== Material ==

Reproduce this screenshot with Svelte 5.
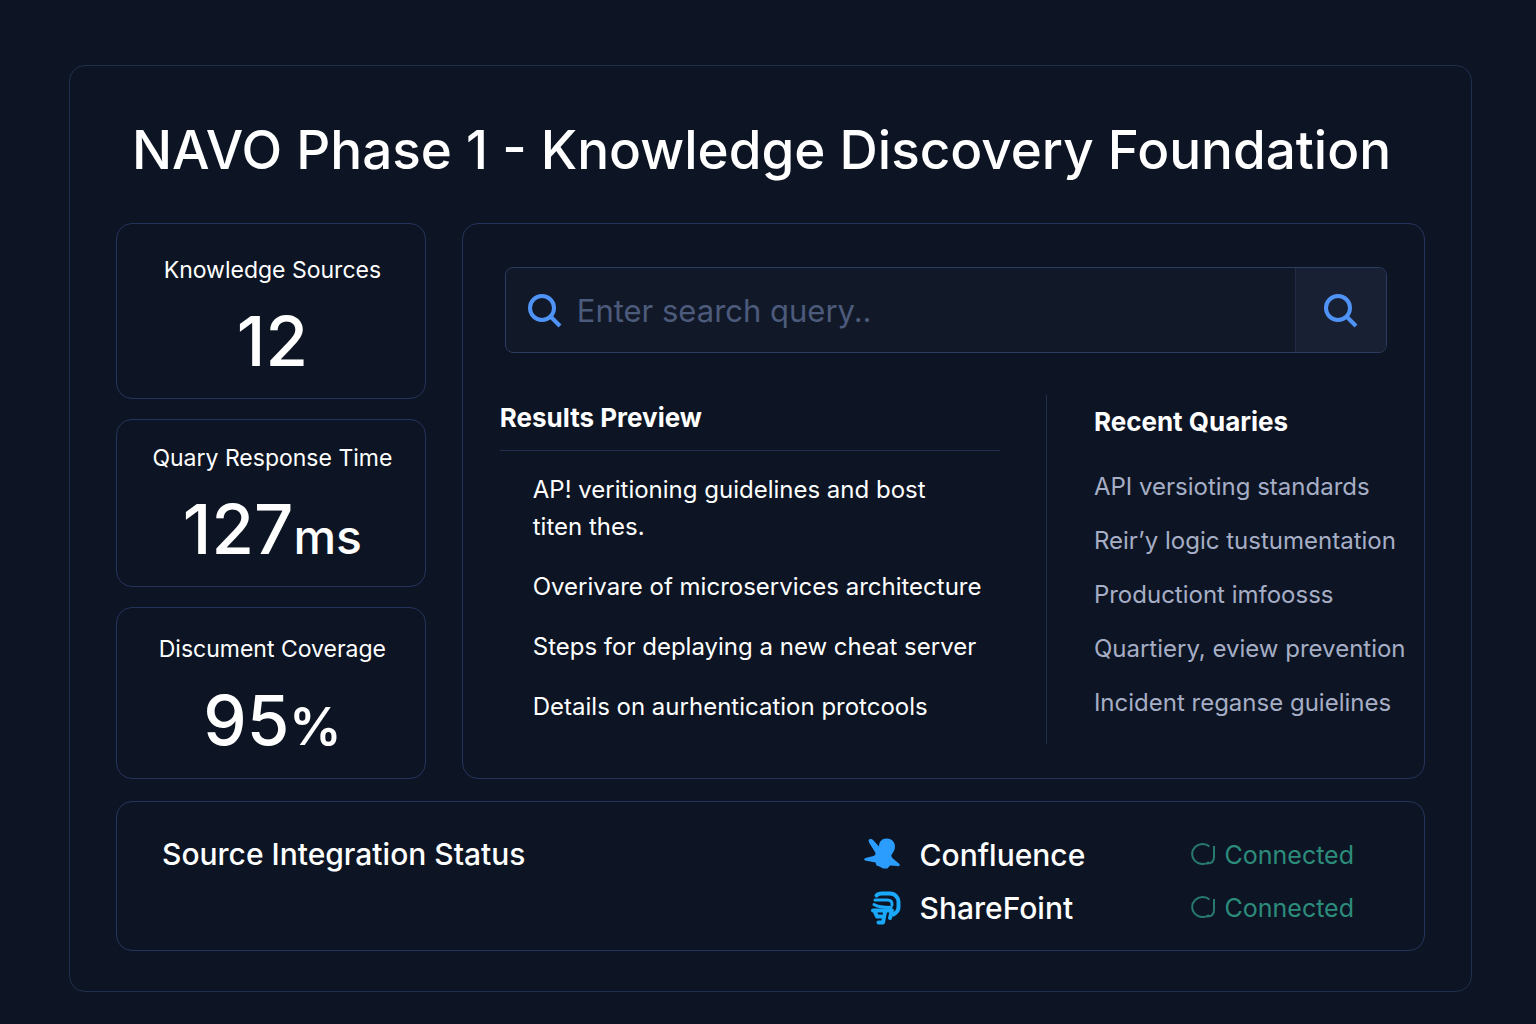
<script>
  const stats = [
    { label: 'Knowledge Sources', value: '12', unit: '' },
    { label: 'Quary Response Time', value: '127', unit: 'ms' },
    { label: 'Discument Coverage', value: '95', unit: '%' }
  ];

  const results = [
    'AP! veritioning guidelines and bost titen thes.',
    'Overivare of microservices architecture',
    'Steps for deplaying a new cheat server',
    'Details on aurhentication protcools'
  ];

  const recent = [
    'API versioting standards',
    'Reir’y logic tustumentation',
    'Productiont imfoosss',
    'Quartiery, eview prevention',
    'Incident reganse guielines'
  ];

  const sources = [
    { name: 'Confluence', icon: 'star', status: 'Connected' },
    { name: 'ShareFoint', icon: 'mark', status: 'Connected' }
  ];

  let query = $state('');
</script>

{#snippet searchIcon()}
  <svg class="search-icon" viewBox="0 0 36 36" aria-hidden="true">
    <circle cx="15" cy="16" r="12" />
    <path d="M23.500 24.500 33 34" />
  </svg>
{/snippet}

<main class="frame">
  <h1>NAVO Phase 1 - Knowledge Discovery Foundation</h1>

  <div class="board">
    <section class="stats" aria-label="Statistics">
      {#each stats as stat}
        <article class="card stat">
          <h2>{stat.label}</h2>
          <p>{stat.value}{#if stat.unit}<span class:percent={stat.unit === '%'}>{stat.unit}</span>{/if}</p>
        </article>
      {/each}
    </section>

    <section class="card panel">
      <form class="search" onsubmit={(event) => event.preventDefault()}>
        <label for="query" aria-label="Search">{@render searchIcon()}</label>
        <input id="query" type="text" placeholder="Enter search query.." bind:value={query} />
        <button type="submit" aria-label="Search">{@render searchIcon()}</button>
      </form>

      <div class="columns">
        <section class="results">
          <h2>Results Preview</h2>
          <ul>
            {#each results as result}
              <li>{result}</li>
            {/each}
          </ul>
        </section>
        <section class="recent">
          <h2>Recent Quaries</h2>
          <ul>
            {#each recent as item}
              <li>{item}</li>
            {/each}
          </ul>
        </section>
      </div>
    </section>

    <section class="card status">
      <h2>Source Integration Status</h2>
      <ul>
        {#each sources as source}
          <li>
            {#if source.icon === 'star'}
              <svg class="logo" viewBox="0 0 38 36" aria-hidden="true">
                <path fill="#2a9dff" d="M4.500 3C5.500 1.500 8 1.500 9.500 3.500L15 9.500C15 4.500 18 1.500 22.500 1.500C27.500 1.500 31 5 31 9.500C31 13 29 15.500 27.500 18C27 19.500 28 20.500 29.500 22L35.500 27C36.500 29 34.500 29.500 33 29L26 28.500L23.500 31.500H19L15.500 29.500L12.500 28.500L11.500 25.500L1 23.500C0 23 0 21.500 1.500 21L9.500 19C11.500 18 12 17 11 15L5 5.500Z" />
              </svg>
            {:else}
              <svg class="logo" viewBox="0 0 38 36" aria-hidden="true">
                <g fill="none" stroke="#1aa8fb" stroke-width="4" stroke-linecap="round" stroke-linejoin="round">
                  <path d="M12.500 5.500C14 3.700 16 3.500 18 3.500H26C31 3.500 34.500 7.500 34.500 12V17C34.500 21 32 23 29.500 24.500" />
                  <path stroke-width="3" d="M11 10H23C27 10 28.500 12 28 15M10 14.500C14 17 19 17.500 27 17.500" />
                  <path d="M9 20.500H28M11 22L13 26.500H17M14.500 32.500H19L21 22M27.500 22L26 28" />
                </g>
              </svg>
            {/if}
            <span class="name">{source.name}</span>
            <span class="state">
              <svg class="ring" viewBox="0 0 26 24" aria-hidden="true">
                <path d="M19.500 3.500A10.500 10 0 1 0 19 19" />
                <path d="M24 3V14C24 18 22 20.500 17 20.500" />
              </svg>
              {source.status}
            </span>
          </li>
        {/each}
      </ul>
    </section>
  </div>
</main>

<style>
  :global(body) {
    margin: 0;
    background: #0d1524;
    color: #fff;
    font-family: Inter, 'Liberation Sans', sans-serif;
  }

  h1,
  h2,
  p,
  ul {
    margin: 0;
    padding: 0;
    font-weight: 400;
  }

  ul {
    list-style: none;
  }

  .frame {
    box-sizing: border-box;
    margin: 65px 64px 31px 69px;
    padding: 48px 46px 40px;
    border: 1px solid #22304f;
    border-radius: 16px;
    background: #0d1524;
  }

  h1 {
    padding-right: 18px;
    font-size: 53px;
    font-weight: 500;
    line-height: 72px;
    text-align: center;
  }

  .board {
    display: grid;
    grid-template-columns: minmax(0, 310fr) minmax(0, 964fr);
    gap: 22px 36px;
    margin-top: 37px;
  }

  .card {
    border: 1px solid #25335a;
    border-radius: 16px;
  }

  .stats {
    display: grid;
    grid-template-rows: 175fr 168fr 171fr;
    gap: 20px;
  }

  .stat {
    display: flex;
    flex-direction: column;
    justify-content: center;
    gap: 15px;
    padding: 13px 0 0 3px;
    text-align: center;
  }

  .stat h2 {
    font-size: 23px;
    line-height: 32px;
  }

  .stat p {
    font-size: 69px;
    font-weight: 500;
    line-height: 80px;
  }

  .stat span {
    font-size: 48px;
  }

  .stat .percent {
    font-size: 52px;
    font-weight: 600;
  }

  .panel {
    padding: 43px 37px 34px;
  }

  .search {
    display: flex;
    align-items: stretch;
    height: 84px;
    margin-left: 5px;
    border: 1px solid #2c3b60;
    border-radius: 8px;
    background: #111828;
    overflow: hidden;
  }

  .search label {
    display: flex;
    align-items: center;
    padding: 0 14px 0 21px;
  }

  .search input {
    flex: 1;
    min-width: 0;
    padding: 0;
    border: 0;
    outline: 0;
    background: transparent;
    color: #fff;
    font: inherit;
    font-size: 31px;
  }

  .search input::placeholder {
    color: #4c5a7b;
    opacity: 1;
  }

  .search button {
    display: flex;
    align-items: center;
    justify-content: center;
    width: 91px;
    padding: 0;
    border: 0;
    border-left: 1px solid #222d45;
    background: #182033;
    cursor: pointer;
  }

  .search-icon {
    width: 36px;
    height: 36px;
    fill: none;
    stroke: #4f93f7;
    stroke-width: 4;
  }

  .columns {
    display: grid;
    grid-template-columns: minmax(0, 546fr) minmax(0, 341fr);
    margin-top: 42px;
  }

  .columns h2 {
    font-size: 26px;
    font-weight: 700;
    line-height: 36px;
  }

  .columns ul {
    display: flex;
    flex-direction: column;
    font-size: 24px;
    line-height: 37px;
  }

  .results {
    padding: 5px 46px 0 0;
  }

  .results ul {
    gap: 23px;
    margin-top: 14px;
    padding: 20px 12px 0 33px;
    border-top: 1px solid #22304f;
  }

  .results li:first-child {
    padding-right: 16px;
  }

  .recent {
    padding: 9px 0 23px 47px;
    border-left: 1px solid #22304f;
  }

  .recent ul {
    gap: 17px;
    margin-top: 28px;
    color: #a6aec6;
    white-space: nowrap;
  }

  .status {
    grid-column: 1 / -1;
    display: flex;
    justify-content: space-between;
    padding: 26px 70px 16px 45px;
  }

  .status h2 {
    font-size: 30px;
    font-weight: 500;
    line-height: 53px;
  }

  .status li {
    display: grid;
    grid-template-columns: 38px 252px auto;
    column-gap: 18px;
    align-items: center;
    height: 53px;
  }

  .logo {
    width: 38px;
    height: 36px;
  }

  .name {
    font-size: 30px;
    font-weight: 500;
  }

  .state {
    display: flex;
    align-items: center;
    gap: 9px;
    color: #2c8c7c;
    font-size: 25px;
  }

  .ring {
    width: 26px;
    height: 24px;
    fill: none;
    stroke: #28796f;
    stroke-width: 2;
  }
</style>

== Objective ==
Copy the material above exactly and drop the pictures.

== Solution to the exercise ==
Reproduce this screenshot with Svelte 5.
<script>
  const stats = [
    { label: 'Knowledge Sources', value: '12', unit: '' },
    { label: 'Quary Response Time', value: '127', unit: 'ms' },
    { label: 'Discument Coverage', value: '95', unit: '%' }
  ];

  const results = [
    'AP! veritioning guidelines and bost titen thes.',
    'Overivare of microservices architecture',
    'Steps for deplaying a new cheat server',
    'Details on aurhentication protcools'
  ];

  const recent = [
    'API versioting standards',
    'Reir’y logic tustumentation',
    'Productiont imfoosss',
    'Quartiery, eview prevention',
    'Incident reganse guielines'
  ];

  const sources = [
    { name: 'Confluence', icon: 'star', status: 'Connected' },
    { name: 'ShareFoint', icon: 'mark', status: 'Connected' }
  ];

  let query = $state('');
</script>

{#snippet searchIcon()}
  <svg class="search-icon" viewBox="0 0 36 36" aria-hidden="true">
    <circle cx="15" cy="16" r="12" />
    <path d="M23.500 24.500 33 34" />
  </svg>
{/snippet}

<main class="frame">
  <h1>NAVO Phase 1 - Knowledge Discovery Foundation</h1>

  <div class="board">
    <section class="stats" aria-label="Statistics">
      {#each stats as stat}
        <article class="card stat">
          <h2>{stat.label}</h2>
          <p>{stat.value}{#if stat.unit}<span class:percent={stat.unit === '%'}>{stat.unit}</span>{/if}</p>
        </article>
      {/each}
    </section>

    <section class="card panel">
      <form class="search" onsubmit={(event) => event.preventDefault()}>
        <label for="query" aria-label="Search">{@render searchIcon()}</label>
        <input id="query" type="text" placeholder="Enter search query.." bind:value={query} />
        <button type="submit" aria-label="Search">{@render searchIcon()}</button>
      </form>

      <div class="columns">
        <section class="results">
          <h2>Results Preview</h2>
          <ul>
            {#each results as result}
              <li>{result}</li>
            {/each}
          </ul>
        </section>
        <section class="recent">
          <h2>Recent Quaries</h2>
          <ul>
            {#each recent as item}
              <li>{item}</li>
            {/each}
          </ul>
        </section>
      </div>
    </section>

    <section class="card status">
      <h2>Source Integration Status</h2>
      <ul>
        {#each sources as source}
          <li>
            {#if source.icon === 'star'}
              <svg class="logo" viewBox="0 0 38 36" aria-hidden="true">
                <path fill="#2a9dff" d="M4.500 3C5.500 1.500 8 1.500 9.500 3.500L15 9.500C15 4.500 18 1.500 22.500 1.500C27.500 1.500 31 5 31 9.500C31 13 29 15.500 27.500 18C27 19.500 28 20.500 29.500 22L35.500 27C36.500 29 34.500 29.500 33 29L26 28.500L23.500 31.500H19L15.500 29.500L12.500 28.500L11.500 25.500L1 23.500C0 23 0 21.500 1.500 21L9.500 19C11.500 18 12 17 11 15L5 5.500Z" />
              </svg>
            {:else}
              <svg class="logo" viewBox="0 0 38 36" aria-hidden="true">
                <g fill="none" stroke="#1aa8fb" stroke-width="4" stroke-linecap="round" stroke-linejoin="round">
                  <path d="M12.500 5.500C14 3.700 16 3.500 18 3.500H26C31 3.500 34.500 7.500 34.500 12V17C34.500 21 32 23 29.500 24.500" />
                  <path stroke-width="3" d="M11 10H23C27 10 28.500 12 28 15M10 14.500C14 17 19 17.500 27 17.500" />
                  <path d="M9 20.500H28M11 22L13 26.500H17M14.500 32.500H19L21 22M27.500 22L26 28" />
                </g>
              </svg>
            {/if}
            <span class="name">{source.name}</span>
            <span class="state">
              <svg class="ring" viewBox="0 0 26 24" aria-hidden="true">
                <path d="M19.500 3.500A10.500 10 0 1 0 19 19" />
                <path d="M24 3V14C24 18 22 20.500 17 20.500" />
              </svg>
              {source.status}
            </span>
          </li>
        {/each}
      </ul>
    </section>
  </div>
</main>

<style>
  :global(body) {
    margin: 0;
    background: #0d1524;
    color: #fff;
    font-family: Inter, 'Liberation Sans', sans-serif;
  }

  h1,
  h2,
  p,
  ul {
    margin: 0;
    padding: 0;
    font-weight: 400;
  }

  ul {
    list-style: none;
  }

  .frame {
    box-sizing: border-box;
    margin: 65px 64px 31px 69px;
    padding: 48px 46px 40px;
    border: 1px solid #22304f;
    border-radius: 16px;
    background: #0d1524;
  }

  h1 {
    padding-right: 18px;
    font-size: 53px;
    font-weight: 500;
    line-height: 72px;
    text-align: center;
  }

  .board {
    display: grid;
    grid-template-columns: minmax(0, 310fr) minmax(0, 964fr);
    gap: 22px 36px;
    margin-top: 37px;
  }

  .card {
    border: 1px solid #25335a;
    border-radius: 16px;
  }

  .stats {
    display: grid;
    grid-template-rows: 175fr 168fr 171fr;
    gap: 20px;
  }

  .stat {
    display: flex;
    flex-direction: column;
    justify-content: center;
    gap: 15px;
    padding: 13px 0 0 3px;
    text-align: center;
  }

  .stat h2 {
    font-size: 23px;
    line-height: 32px;
  }

  .stat p {
    font-size: 69px;
    font-weight: 500;
    line-height: 80px;
  }

  .stat span {
    font-size: 48px;
  }

  .stat .percent {
    font-size: 52px;
    font-weight: 600;
  }

  .panel {
    padding: 43px 37px 34px;
  }

  .search {
    display: flex;
    align-items: stretch;
    height: 84px;
    margin-left: 5px;
    border: 1px solid #2c3b60;
    border-radius: 8px;
    background: #111828;
    overflow: hidden;
  }

  .search label {
    display: flex;
    align-items: center;
    padding: 0 14px 0 21px;
  }

  .search input {
    flex: 1;
    min-width: 0;
    padding: 0;
    border: 0;
    outline: 0;
    background: transparent;
    color: #fff;
    font: inherit;
    font-size: 31px;
  }

  .search input::placeholder {
    color: #4c5a7b;
    opacity: 1;
  }

  .search button {
    display: flex;
    align-items: center;
    justify-content: center;
    width: 91px;
    padding: 0;
    border: 0;
    border-left: 1px solid #222d45;
    background: #182033;
    cursor: pointer;
  }

  .search-icon {
    width: 36px;
    height: 36px;
    fill: none;
    stroke: #4f93f7;
    stroke-width: 4;
  }

  .columns {
    display: grid;
    grid-template-columns: minmax(0, 546fr) minmax(0, 341fr);
    margin-top: 42px;
  }

  .columns h2 {
    font-size: 26px;
    font-weight: 700;
    line-height: 36px;
  }

  .columns ul {
    display: flex;
    flex-direction: column;
    font-size: 24px;
    line-height: 37px;
  }

  .results {
    padding: 5px 46px 0 0;
  }

  .results ul {
    gap: 23px;
    margin-top: 14px;
    padding: 20px 12px 0 33px;
    border-top: 1px solid #22304f;
  }

  .results li:first-child {
    padding-right: 16px;
  }

  .recent {
    padding: 9px 0 23px 47px;
    border-left: 1px solid #22304f;
  }

  .recent ul {
    gap: 17px;
    margin-top: 28px;
    color: #a6aec6;
    white-space: nowrap;
  }

  .status {
    grid-column: 1 / -1;
    display: flex;
    justify-content: space-between;
    padding: 26px 70px 16px 45px;
  }

  .status h2 {
    font-size: 30px;
    font-weight: 500;
    line-height: 53px;
  }

  .status li {
    display: grid;
    grid-template-columns: 38px 252px auto;
    column-gap: 18px;
    align-items: center;
    height: 53px;
  }

  .logo {
    width: 38px;
    height: 36px;
  }

  .name {
    font-size: 30px;
    font-weight: 500;
  }

  .state {
    display: flex;
    align-items: center;
    gap: 9px;
    color: #2c8c7c;
    font-size: 25px;
  }

  .ring {
    width: 26px;
    height: 24px;
    fill: none;
    stroke: #28796f;
    stroke-width: 2;
  }
</style>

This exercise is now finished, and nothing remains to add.